=== SET PROBLEM ===
Look through the material and copy each line holding "full".

------

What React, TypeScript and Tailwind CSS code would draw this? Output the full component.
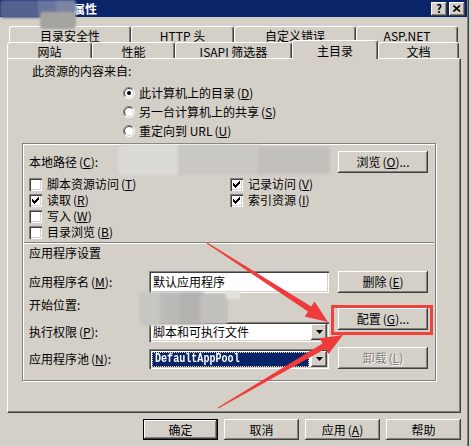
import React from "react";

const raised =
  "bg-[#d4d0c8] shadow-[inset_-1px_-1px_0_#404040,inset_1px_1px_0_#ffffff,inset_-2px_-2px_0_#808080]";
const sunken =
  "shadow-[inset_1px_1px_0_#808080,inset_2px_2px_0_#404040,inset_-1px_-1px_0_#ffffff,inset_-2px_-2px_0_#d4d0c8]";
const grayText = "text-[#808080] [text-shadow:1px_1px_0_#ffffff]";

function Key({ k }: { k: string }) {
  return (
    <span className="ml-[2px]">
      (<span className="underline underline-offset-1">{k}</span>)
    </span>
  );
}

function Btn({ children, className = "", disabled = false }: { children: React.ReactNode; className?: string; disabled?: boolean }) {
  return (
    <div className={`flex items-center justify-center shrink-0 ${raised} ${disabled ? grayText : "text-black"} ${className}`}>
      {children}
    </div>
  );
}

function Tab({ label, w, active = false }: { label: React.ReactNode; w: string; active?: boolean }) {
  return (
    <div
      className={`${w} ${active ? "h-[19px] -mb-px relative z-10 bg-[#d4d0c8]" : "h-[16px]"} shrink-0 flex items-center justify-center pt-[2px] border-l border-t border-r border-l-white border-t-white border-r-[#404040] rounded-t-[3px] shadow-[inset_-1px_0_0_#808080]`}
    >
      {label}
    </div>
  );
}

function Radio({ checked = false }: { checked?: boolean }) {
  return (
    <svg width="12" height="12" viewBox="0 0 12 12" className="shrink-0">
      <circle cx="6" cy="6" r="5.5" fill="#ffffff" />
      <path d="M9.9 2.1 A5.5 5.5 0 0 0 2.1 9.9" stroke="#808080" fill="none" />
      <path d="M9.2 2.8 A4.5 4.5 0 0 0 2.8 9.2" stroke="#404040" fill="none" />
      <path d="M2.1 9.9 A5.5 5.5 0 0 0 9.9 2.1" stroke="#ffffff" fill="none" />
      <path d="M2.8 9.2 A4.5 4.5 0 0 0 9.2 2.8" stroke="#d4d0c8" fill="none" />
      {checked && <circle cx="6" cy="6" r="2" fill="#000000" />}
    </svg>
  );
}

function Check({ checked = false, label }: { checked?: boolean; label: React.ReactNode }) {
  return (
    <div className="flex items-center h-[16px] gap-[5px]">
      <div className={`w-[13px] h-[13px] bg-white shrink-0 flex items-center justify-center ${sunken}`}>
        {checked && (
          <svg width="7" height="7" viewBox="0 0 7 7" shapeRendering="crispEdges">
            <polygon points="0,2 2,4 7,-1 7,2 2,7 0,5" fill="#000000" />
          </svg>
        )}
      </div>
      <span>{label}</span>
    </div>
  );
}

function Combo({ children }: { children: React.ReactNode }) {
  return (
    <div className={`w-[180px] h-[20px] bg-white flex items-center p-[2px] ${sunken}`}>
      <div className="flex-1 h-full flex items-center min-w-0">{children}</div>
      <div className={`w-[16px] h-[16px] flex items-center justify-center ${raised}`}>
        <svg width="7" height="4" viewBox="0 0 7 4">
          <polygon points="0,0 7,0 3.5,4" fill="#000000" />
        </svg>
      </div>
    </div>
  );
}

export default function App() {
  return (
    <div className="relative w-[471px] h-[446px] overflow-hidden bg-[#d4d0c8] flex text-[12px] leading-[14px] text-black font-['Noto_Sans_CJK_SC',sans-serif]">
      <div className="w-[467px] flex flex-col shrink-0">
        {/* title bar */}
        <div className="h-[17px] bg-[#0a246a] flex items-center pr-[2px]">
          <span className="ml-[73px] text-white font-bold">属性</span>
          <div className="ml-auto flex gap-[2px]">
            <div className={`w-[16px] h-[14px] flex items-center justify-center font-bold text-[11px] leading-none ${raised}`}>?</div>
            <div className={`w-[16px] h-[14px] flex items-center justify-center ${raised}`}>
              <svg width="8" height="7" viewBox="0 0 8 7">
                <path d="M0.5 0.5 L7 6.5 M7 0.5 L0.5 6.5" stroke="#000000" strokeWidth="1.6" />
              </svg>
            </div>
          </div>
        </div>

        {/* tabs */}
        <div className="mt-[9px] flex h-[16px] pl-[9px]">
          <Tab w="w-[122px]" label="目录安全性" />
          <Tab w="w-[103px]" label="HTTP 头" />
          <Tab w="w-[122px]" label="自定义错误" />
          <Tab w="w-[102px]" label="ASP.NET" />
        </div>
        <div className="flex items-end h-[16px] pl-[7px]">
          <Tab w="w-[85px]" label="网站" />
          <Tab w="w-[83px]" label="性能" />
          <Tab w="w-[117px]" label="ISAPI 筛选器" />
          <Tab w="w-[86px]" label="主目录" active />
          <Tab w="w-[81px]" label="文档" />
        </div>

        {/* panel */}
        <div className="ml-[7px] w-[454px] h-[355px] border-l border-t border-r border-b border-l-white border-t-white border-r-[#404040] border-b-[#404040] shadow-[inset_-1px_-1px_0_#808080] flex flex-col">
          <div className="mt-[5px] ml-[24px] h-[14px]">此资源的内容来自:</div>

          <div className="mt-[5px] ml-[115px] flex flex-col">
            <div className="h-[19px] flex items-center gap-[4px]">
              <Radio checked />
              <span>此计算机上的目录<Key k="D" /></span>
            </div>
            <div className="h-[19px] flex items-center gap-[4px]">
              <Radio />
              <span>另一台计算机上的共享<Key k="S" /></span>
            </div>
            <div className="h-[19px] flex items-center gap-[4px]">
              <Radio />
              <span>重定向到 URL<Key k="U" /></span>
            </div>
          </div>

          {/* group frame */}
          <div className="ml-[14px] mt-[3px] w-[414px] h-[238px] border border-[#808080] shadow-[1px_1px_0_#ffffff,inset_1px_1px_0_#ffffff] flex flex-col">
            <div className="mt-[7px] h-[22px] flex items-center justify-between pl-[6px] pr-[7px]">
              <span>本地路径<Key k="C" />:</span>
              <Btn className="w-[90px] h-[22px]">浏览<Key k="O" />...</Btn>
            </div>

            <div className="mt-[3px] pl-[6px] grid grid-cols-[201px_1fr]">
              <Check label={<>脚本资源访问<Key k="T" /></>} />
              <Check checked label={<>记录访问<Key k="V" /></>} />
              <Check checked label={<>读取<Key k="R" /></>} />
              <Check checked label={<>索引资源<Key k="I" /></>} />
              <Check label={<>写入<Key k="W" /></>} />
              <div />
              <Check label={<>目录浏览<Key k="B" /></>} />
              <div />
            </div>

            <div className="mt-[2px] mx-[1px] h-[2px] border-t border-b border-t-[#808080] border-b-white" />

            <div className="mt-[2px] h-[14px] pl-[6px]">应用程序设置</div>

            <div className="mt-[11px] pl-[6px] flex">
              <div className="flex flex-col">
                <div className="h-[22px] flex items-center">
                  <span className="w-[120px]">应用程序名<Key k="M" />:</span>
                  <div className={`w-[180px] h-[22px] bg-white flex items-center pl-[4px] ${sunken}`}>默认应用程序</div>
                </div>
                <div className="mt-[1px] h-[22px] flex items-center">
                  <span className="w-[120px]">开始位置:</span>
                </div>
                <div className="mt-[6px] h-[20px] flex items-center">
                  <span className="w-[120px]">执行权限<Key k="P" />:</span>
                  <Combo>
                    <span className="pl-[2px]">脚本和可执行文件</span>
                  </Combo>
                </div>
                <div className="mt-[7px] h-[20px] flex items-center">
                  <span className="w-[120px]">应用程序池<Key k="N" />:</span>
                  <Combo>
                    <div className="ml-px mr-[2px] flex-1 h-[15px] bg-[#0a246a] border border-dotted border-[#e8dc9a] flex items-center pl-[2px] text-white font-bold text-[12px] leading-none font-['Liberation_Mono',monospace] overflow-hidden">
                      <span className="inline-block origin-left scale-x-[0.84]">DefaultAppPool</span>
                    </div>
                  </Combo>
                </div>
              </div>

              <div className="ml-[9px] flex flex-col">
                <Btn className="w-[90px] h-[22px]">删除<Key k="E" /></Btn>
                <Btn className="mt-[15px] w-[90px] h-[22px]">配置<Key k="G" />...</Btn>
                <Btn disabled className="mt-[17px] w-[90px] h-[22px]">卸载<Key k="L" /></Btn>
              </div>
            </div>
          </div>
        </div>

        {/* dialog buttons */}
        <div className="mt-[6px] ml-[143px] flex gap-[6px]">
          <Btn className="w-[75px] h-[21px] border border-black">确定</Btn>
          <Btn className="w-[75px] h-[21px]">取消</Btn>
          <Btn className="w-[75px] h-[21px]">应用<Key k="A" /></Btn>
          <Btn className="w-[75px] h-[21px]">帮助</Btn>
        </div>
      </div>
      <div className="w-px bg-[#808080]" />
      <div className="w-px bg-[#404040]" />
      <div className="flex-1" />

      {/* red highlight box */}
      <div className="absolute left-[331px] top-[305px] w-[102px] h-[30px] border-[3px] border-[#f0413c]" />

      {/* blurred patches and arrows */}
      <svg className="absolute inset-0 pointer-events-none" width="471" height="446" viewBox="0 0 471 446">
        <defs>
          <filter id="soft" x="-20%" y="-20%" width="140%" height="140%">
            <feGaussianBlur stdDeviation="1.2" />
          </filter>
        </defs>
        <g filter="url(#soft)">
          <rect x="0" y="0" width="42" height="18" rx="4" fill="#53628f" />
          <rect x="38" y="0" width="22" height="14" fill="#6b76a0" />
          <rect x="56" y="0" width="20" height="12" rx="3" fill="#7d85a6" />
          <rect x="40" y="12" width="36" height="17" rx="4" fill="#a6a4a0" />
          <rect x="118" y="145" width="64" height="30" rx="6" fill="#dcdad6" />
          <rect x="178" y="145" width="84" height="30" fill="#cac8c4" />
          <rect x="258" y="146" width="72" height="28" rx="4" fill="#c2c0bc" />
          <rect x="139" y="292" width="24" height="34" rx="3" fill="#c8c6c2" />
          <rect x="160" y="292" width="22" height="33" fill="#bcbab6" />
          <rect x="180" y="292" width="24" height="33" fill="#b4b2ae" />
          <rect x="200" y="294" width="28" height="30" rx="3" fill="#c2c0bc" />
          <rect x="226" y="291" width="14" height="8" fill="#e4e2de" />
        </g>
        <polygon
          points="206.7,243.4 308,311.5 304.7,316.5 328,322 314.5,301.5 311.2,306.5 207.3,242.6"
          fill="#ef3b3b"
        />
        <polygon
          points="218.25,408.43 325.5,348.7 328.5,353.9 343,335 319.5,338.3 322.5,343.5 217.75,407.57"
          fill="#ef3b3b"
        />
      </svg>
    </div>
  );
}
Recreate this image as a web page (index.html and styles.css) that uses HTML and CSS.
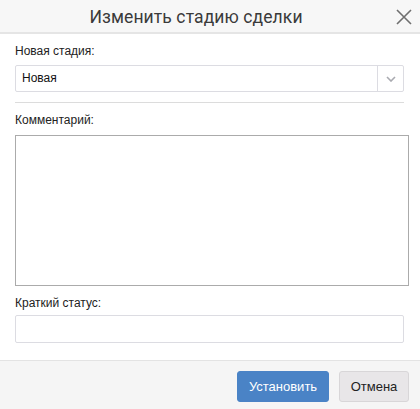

------

=== EXPECTED ANSWER ===
What React, TypeScript and Tailwind CSS code would draw this? Output the full component.
      <div className="flex-1 h-full flex items-center min-w-0">{children}</div>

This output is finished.